A report published on 26 January offers a way out of the crisis between Russia and the West over Ukraine’s future as long as all sides are willing to settle for less than their maximum demands.

In “Murky waters: the Black Sea and European security”, Paul Taylor, Senior Fellow at Friends of Europe, outlines a series of steps that Ukraine, Georgia, Russia, NATO, the European Union and the United States should take to reduce tension, build confidence and seek areas for cooperation, while setting aside the most contested issue of NATO membership.

Taylor noted that NATO has to strike a delicate balance between offering support to Ukraine, without raising illusions. He stressed that Russia must not be given a pretext to invade. “What the West has done right is making the consequences clear for Russia, should it choose military action,” he said.

He stressed the need for an “off-ramp” from confrontation involving diplomacy, negotiations, confidence-building measures, communications channels, dialogue on the deployment of nuclear and non-nuclear missiles, and the transparency of exercises.

Alina Frolova, Deputy Chairman of the Centre for Defence Strategies in Ukraine, made clear that she did not agree with most of Taylor’s report. “The only thing I can agree with is that the EU has not been concentrating on Black Sea issues,” she said.

She argued that NATO membership was critical. “The absence of the ability of Ukraine to go to NATO will provoke aggressive reactions from Russia and China, not just towards Ukraine but also to other countries,” she said.

Igor Yurgens, Chairman of the Management Board of the Institute for Contemporary Development, emphasised that the nations around the Black Sea have a common vision of a democratic and flourishing region. However, as far as Russia was concerned, whilst the area was fairly stable politically, it was always a “hotspot” for the military.

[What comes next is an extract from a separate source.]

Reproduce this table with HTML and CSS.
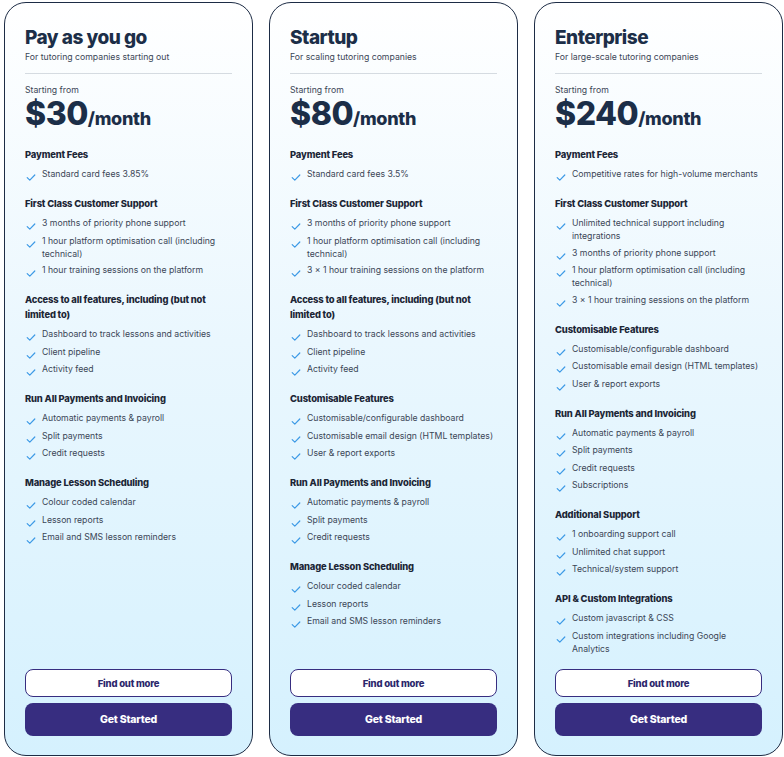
FILE: index.html
```html
<!DOCTYPE html>
<html lang="en">
<head>
<meta charset="utf-8">
<title>Pricing</title>
<link rel="stylesheet" href="styles.css">
</head>
<body>
<svg width="0" height="0" style="position:absolute">
  <defs>
    <symbol id="chk" viewBox="0 0 10 10"><path d="M1.2 5.6 L3.8 8.2 L8.8 3" fill="none" stroke="#3d9ae6" stroke-width="1.2" stroke-linecap="round" stroke-linejoin="round"/></symbol>
  </defs>
</svg>
<main class="plans">
  <section class="card">
    <h2 class="title">Pay as you go</h2>
    <p class="sub">For tutoring companies starting out</p>
    <hr class="divider">
    <p class="from">Starting from</p>
    <p class="price"><span class="amount">$30</span><span class="per">/month</span></p>
    <div class="group">
      <h3>Payment Fees</h3>
      <ul>
        <li><svg class="ic"><use href="#chk"/></svg><span>Standard card fees 3.85%</span></li>
      </ul>
    </div>
    <div class="group">
      <h3>First Class Customer Support</h3>
      <ul>
        <li><svg class="ic"><use href="#chk"/></svg><span>3 months of priority phone support</span></li>
        <li><svg class="ic"><use href="#chk"/></svg><span>1 hour platform optimisation call (including technical)</span></li>
        <li><svg class="ic"><use href="#chk"/></svg><span>1 hour training sessions on the platform</span></li>
      </ul>
    </div>
    <div class="group">
      <h3>Access to all features, including (but not limited to)</h3>
      <ul>
        <li><svg class="ic"><use href="#chk"/></svg><span>Dashboard to track lessons and activities</span></li>
        <li><svg class="ic"><use href="#chk"/></svg><span>Client pipeline</span></li>
        <li><svg class="ic"><use href="#chk"/></svg><span>Activity feed</span></li>
      </ul>
    </div>
    <div class="group">
      <h3>Run All Payments and Invoicing</h3>
      <ul>
        <li><svg class="ic"><use href="#chk"/></svg><span>Automatic payments &amp; payroll</span></li>
        <li><svg class="ic"><use href="#chk"/></svg><span>Split payments</span></li>
        <li><svg class="ic"><use href="#chk"/></svg><span>Credit requests</span></li>
      </ul>
    </div>
    <div class="group">
      <h3>Manage Lesson Scheduling</h3>
      <ul>
        <li><svg class="ic"><use href="#chk"/></svg><span>Colour coded calendar</span></li>
        <li><svg class="ic"><use href="#chk"/></svg><span>Lesson reports</span></li>
        <li><svg class="ic"><use href="#chk"/></svg><span>Email and SMS lesson reminders</span></li>
      </ul>
    </div>
    <div class="actions">
      <button class="btn btn-outline">Find out more</button>
      <button class="btn btn-solid">Get Started</button>
    </div>
  </section>

  <section class="card">
    <h2 class="title">Startup</h2>
    <p class="sub">For scaling tutoring companies</p>
    <hr class="divider">
    <p class="from">Starting from</p>
    <p class="price"><span class="amount">$80</span><span class="per">/month</span></p>
    <div class="group">
      <h3>Payment Fees</h3>
      <ul>
        <li><svg class="ic"><use href="#chk"/></svg><span>Standard card fees 3.5%</span></li>
      </ul>
    </div>
    <div class="group">
      <h3>First Class Customer Support</h3>
      <ul>
        <li><svg class="ic"><use href="#chk"/></svg><span>3 months of priority phone support</span></li>
        <li><svg class="ic"><use href="#chk"/></svg><span>1 hour platform optimisation call (including technical)</span></li>
        <li><svg class="ic"><use href="#chk"/></svg><span>3 × 1 hour training sessions on the platform</span></li>
      </ul>
    </div>
    <div class="group">
      <h3>Access to all features, including (but not limited to)</h3>
      <ul>
        <li><svg class="ic"><use href="#chk"/></svg><span>Dashboard to track lessons and activities</span></li>
        <li><svg class="ic"><use href="#chk"/></svg><span>Client pipeline</span></li>
        <li><svg class="ic"><use href="#chk"/></svg><span>Activity feed</span></li>
      </ul>
    </div>
    <div class="group">
      <h3>Customisable Features</h3>
      <ul>
        <li><svg class="ic"><use href="#chk"/></svg><span>Customisable/configurable dashboard</span></li>
        <li><svg class="ic"><use href="#chk"/></svg><span>Customisable email design (HTML templates)</span></li>
        <li><svg class="ic"><use href="#chk"/></svg><span>User &amp; report exports</span></li>
      </ul>
    </div>
    <div class="group">
      <h3>Run All Payments and Invoicing</h3>
      <ul>
        <li><svg class="ic"><use href="#chk"/></svg><span>Automatic payments &amp; payroll</span></li>
        <li><svg class="ic"><use href="#chk"/></svg><span>Split payments</span></li>
        <li><svg class="ic"><use href="#chk"/></svg><span>Credit requests</span></li>
      </ul>
    </div>
    <div class="group">
      <h3>Manage Lesson Scheduling</h3>
      <ul>
        <li><svg class="ic"><use href="#chk"/></svg><span>Colour coded calendar</span></li>
        <li><svg class="ic"><use href="#chk"/></svg><span>Lesson reports</span></li>
        <li><svg class="ic"><use href="#chk"/></svg><span>Email and SMS lesson reminders</span></li>
      </ul>
    </div>
    <div class="actions">
      <button class="btn btn-outline">Find out more</button>
      <button class="btn btn-solid">Get Started</button>
    </div>
  </section>

  <section class="card">
    <h2 class="title">Enterprise</h2>
    <p class="sub">For large-scale tutoring companies</p>
    <hr class="divider">
    <p class="from">Starting from</p>
    <p class="price"><span class="amount">$240</span><span class="per">/month</span></p>
    <div class="group">
      <h3>Payment Fees</h3>
      <ul>
        <li><svg class="ic"><use href="#chk"/></svg><span>Competitive rates for high-volume merchants</span></li>
      </ul>
    </div>
    <div class="group">
      <h3>First Class Customer Support</h3>
      <ul>
        <li><svg class="ic"><use href="#chk"/></svg><span>Unlimited technical support including integrations</span></li>
        <li><svg class="ic"><use href="#chk"/></svg><span>3 months of priority phone support</span></li>
        <li><svg class="ic"><use href="#chk"/></svg><span>1 hour platform optimisation call (including technical)</span></li>
        <li><svg class="ic"><use href="#chk"/></svg><span>3 × 1 hour training sessions on the platform</span></li>
      </ul>
    </div>
    <div class="group">
      <h3>Customisable Features</h3>
      <ul>
        <li><svg class="ic"><use href="#chk"/></svg><span>Customisable/configurable dashboard</span></li>
        <li><svg class="ic"><use href="#chk"/></svg><span>Customisable email design (HTML templates)</span></li>
        <li><svg class="ic"><use href="#chk"/></svg><span>User &amp; report exports</span></li>
      </ul>
    </div>
    <div class="group">
      <h3>Run All Payments and Invoicing</h3>
      <ul>
        <li><svg class="ic"><use href="#chk"/></svg><span>Automatic payments &amp; payroll</span></li>
        <li><svg class="ic"><use href="#chk"/></svg><span>Split payments</span></li>
        <li><svg class="ic"><use href="#chk"/></svg><span>Credit requests</span></li>
        <li><svg class="ic"><use href="#chk"/></svg><span>Subscriptions</span></li>
      </ul>
    </div>
    <div class="group">
      <h3>Additional Support</h3>
      <ul>
        <li><svg class="ic"><use href="#chk"/></svg><span>1 onboarding support call</span></li>
        <li><svg class="ic"><use href="#chk"/></svg><span>Unlimited chat support</span></li>
        <li><svg class="ic"><use href="#chk"/></svg><span>Technical/system support</span></li>
      </ul>
    </div>
    <div class="group">
      <h3>API &amp; Custom Integrations</h3>
      <ul>
        <li><svg class="ic"><use href="#chk"/></svg><span>Custom javascript &amp; CSS</span></li>
        <li><svg class="ic"><use href="#chk"/></svg><span>Custom integrations including Google Analytics</span></li>
      </ul>
    </div>
    <div class="actions">
      <button class="btn btn-outline">Find out more</button>
      <button class="btn btn-solid">Get Started</button>
    </div>
  </section>
</main>
</body>
</html>
```

FILE: styles.css
```css
* { box-sizing: border-box; }
html, body { margin: 0; padding: 0; background: #ffffff; }
body {
  font-family: Inter, "Noto Sans", sans-serif;
  color: #3b4656;
}
.plans {
  display: grid;
  grid-template-columns: repeat(3, 1fr);
  gap: 16px;
  padding: 2px 1px 1px 4px;
  height: 757px;
}
.card {
  display: flex;
  flex-direction: column;
  border: 1.2px solid #1d2c45;
  border-radius: 22px;
  padding: 22px 20px 19px 20px;
  background: linear-gradient(180deg, #ffffff 0%, #eaf7fe 45%, #d5f1fe 100%);
}
.title {
  margin: 0;
  font-size: 19px;
  line-height: 26px;
  font-weight: 800;
  letter-spacing: -0.5px;
  color: #1c2e48;
}
.sub {
  margin: 0;
  font-size: 8.7px;
  line-height: 13px;
  color: #3b4656;
}
.divider {
  border: 0;
  border-top: 1px solid #d5dbe1;
  margin: 9px 0 0;
}
.from {
  margin: 10px 0 0;
  font-size: 8.7px;
  line-height: 13px;
}
.price {
  margin: 0;
  color: #1c2e48;
  font-weight: 800;
  line-height: 34px;
  white-space: nowrap;
}
.amount { font-size: 32px; letter-spacing: -0.5px; }
.per { font-size: 18px; letter-spacing: -0.3px; }
.group { margin-top: 11px; }
.group + .group { margin-top: 14px; }
.group h3 {
  margin: 0 0 6px;
  font-size: 9.4px;
  line-height: 15px;
  font-weight: 800;
  color: #1c2636;
  letter-spacing: -0.15px;
}
.group ul {
  list-style: none;
  margin: 0;
  padding: 0;
  display: flex;
  flex-direction: column;
  gap: 3.5px;
}
.group li {
  display: flex;
  gap: 6px;
  font-size: 8.7px;
  line-height: 13px;
  color: #3b4656;
}
.ic {
  flex: none;
  width: 10px;
  height: 10px;
  margin-top: 4px;
  margin-left: 1px;
}
.actions {
  margin-top: auto;
  display: flex;
  flex-direction: column;
  gap: 6px;
}
.btn {
  font-family: Inter, "Noto Sans", sans-serif;
  font-weight: 800;
  letter-spacing: -0.2px;
  border-radius: 8px;
  cursor: pointer;
}
.btn-outline {
  height: 28px;
  font-size: 9.5px;
  background: #ffffff;
  border: 1px solid #372d80;
  color: #2b276b;
}
.btn-solid {
  height: 33px;
  font-size: 10.5px;
  background: #372d80;
  border: 0;
  color: #ffffff;
}
```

Viola von Cramon-Taubadel, MEP and Vice-Chair of the European Parliament’s Delegation to the EU-Ukraine Parliamentary Association Committee, said she was “concerned by Vladimir Putin’s attempts to undermine European and international order. That cannot be accepted. Putin can create at any time a pretext for an invasion [of Ukraine].”

“If we let Russia occupy more territory than now, we would determine the future of the people in these independent countries who don’t want to live in an autocratic regime,” von Cramon-Taubadel said.

“Let’s first de-escalate the crisis we have now,” Yurgens said. “There still seems to be some time and scope for diplomacy,” added Jamie Shea, Senior Fellow at Friends of Europe. “Russia wants military restraint from NATO and vice versa, and that can be a possible way out.”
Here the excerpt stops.